* Start *
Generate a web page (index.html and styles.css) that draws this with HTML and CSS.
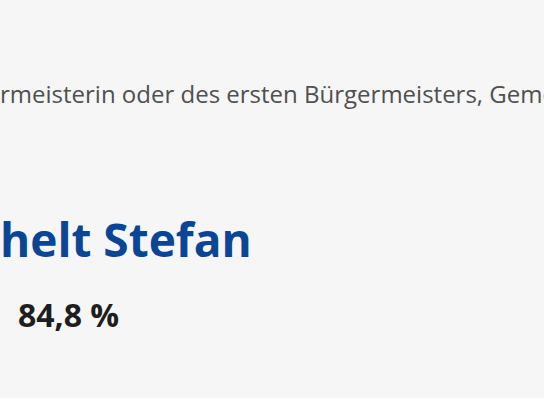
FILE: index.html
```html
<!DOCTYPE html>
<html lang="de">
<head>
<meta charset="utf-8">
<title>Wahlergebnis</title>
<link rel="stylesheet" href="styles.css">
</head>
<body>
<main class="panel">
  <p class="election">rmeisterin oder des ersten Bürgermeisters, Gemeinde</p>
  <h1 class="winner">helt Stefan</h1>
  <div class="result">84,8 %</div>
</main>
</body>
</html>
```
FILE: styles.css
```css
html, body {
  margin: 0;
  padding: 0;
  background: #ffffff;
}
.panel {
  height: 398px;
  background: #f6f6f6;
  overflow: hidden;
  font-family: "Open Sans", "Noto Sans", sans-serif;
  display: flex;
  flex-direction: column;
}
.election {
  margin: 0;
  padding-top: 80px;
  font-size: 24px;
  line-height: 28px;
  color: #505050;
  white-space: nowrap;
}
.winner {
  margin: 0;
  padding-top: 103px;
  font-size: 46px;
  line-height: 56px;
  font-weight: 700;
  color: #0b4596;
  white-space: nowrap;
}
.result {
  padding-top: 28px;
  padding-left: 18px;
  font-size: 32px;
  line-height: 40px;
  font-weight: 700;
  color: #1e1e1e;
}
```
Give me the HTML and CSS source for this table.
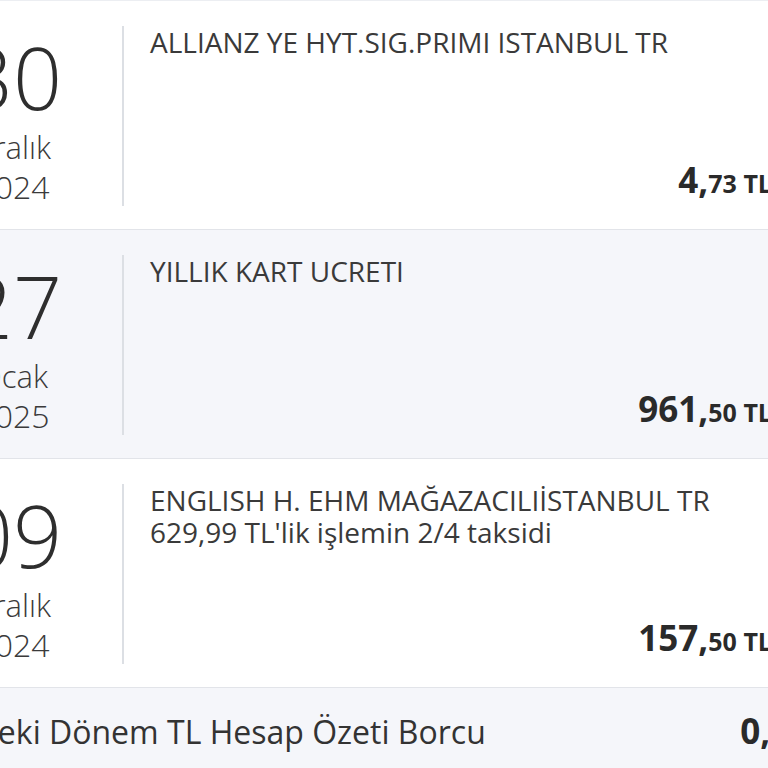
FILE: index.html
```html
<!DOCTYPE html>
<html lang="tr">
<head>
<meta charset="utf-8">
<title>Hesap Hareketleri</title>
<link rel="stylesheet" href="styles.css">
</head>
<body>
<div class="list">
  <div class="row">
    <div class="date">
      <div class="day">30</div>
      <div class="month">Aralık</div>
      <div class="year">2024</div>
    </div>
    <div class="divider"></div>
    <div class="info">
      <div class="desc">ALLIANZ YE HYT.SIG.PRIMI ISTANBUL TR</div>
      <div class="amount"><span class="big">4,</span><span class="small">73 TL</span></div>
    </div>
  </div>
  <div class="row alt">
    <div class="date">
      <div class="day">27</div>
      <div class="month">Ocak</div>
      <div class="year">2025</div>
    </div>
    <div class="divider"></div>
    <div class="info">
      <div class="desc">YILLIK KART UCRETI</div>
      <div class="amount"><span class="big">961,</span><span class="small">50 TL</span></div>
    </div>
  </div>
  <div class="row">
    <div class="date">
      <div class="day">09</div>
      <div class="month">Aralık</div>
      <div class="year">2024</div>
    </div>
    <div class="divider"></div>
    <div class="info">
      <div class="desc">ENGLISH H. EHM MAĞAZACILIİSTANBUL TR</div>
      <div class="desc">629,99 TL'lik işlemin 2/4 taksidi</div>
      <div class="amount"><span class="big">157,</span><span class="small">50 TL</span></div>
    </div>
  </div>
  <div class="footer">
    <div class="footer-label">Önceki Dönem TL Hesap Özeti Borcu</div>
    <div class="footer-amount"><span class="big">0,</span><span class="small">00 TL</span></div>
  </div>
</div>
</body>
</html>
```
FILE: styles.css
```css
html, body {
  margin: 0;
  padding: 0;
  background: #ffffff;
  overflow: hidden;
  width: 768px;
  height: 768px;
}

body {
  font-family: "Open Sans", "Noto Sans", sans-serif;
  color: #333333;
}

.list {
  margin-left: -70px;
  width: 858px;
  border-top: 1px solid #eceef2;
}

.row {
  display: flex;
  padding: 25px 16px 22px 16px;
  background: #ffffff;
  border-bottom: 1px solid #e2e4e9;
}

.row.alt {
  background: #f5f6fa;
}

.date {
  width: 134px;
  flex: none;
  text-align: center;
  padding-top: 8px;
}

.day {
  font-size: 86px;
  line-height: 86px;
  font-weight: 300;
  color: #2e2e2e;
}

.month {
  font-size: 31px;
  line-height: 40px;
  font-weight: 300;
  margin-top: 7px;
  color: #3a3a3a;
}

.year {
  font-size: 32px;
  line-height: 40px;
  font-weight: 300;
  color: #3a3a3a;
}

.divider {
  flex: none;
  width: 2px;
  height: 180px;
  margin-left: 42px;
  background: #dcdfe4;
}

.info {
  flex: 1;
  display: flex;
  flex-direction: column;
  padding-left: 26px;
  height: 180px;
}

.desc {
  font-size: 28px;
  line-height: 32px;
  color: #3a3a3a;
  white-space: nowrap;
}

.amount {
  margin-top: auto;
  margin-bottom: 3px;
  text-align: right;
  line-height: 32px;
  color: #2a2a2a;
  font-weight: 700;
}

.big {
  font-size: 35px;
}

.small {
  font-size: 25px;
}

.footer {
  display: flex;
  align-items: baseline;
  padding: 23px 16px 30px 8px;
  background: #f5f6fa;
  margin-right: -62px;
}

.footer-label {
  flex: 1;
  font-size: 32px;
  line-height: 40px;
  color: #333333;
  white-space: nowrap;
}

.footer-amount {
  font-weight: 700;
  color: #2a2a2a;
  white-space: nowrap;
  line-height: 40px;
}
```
* End *
* Start *
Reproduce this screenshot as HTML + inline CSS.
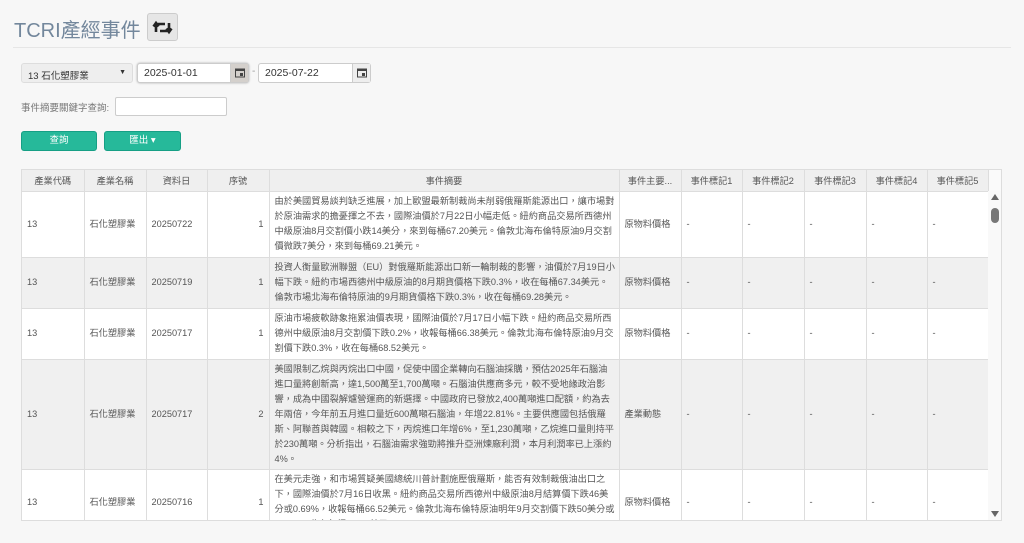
* End *
• **Problem statement**
Select every line of the records holding the string "this".

• **Answer to the task**
Generate a web page (index.html and styles.css) that draws this with HTML and CSS.
Give me the HTML and CSS source for this table.
Reproduce this screenshot as HTML + inline CSS.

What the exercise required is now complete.